-- start of Provided material --

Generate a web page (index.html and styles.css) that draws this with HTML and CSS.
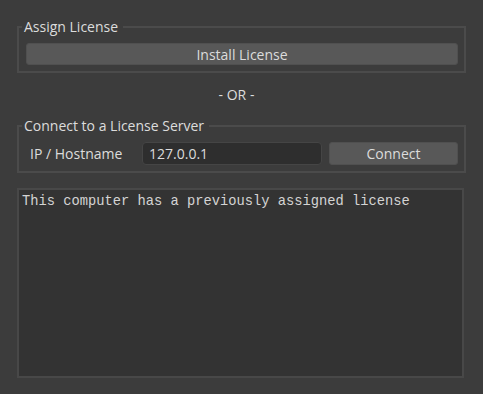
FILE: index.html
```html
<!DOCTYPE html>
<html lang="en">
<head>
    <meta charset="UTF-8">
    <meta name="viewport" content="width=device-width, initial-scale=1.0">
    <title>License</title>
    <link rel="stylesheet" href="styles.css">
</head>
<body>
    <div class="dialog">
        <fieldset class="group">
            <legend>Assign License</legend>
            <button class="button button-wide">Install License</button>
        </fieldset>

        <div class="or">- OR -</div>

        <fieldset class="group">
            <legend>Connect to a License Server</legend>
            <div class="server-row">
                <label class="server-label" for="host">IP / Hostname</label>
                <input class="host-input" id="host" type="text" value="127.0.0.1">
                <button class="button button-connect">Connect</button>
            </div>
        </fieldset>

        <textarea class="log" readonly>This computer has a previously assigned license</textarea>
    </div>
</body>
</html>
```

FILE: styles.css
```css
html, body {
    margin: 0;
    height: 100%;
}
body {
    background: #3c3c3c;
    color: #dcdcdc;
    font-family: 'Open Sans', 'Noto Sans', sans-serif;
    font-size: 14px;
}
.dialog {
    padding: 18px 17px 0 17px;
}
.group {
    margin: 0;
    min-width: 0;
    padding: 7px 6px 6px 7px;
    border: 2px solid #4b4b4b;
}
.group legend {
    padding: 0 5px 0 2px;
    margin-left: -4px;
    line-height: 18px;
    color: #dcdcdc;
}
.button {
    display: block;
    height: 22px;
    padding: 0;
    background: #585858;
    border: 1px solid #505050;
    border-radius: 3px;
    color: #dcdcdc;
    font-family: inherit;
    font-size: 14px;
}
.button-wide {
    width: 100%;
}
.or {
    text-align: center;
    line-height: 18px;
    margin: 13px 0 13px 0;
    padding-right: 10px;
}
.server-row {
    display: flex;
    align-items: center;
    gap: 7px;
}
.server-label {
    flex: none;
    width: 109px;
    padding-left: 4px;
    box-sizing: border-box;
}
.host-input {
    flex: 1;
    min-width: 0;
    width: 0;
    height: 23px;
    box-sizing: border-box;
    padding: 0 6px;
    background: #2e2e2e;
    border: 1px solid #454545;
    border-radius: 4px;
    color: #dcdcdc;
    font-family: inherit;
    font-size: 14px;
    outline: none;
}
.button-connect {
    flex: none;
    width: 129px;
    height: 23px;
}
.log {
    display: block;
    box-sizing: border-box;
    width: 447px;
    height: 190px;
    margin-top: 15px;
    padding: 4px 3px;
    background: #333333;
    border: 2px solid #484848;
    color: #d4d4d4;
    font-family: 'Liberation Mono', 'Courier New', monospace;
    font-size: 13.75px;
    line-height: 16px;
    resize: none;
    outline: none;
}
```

-- end of Provided material --

■ **Requirements**
Write the material out again exactly as it appears, dropping the pictures.

■ **Output for this exercise**
Generate a web page (index.html and styles.css) that draws this with HTML and CSS.
FILE: index.html
```html
<!DOCTYPE html>
<html lang="en">
<head>
    <meta charset="UTF-8">
    <meta name="viewport" content="width=device-width, initial-scale=1.0">
    <title>License</title>
    <link rel="stylesheet" href="styles.css">
</head>
<body>
    <div class="dialog">
        <fieldset class="group">
            <legend>Assign License</legend>
            <button class="button button-wide">Install License</button>
        </fieldset>

        <div class="or">- OR -</div>

        <fieldset class="group">
            <legend>Connect to a License Server</legend>
            <div class="server-row">
                <label class="server-label" for="host">IP / Hostname</label>
                <input class="host-input" id="host" type="text" value="127.0.0.1">
                <button class="button button-connect">Connect</button>
            </div>
        </fieldset>

        <textarea class="log" readonly>This computer has a previously assigned license</textarea>
    </div>
</body>
</html>
```

FILE: styles.css
```css
html, body {
    margin: 0;
    height: 100%;
}
body {
    background: #3c3c3c;
    color: #dcdcdc;
    font-family: 'Open Sans', 'Noto Sans', sans-serif;
    font-size: 14px;
}
.dialog {
    padding: 18px 17px 0 17px;
}
.group {
    margin: 0;
    min-width: 0;
    padding: 7px 6px 6px 7px;
    border: 2px solid #4b4b4b;
}
.group legend {
    padding: 0 5px 0 2px;
    margin-left: -4px;
    line-height: 18px;
    color: #dcdcdc;
}
.button {
    display: block;
    height: 22px;
    padding: 0;
    background: #585858;
    border: 1px solid #505050;
    border-radius: 3px;
    color: #dcdcdc;
    font-family: inherit;
    font-size: 14px;
}
.button-wide {
    width: 100%;
}
.or {
    text-align: center;
    line-height: 18px;
    margin: 13px 0 13px 0;
    padding-right: 10px;
}
.server-row {
    display: flex;
    align-items: center;
    gap: 7px;
}
.server-label {
    flex: none;
    width: 109px;
    padding-left: 4px;
    box-sizing: border-box;
}
.host-input {
    flex: 1;
    min-width: 0;
    width: 0;
    height: 23px;
    box-sizing: border-box;
    padding: 0 6px;
    background: #2e2e2e;
    border: 1px solid #454545;
    border-radius: 4px;
    color: #dcdcdc;
    font-family: inherit;
    font-size: 14px;
    outline: none;
}
.button-connect {
    flex: none;
    width: 129px;
    height: 23px;
}
.log {
    display: block;
    box-sizing: border-box;
    width: 447px;
    height: 190px;
    margin-top: 15px;
    padding: 4px 3px;
    background: #333333;
    border: 2px solid #484848;
    color: #d4d4d4;
    font-family: 'Liberation Mono', 'Courier New', monospace;
    font-size: 13.75px;
    line-height: 16px;
    resize: none;
    outline: none;
}
```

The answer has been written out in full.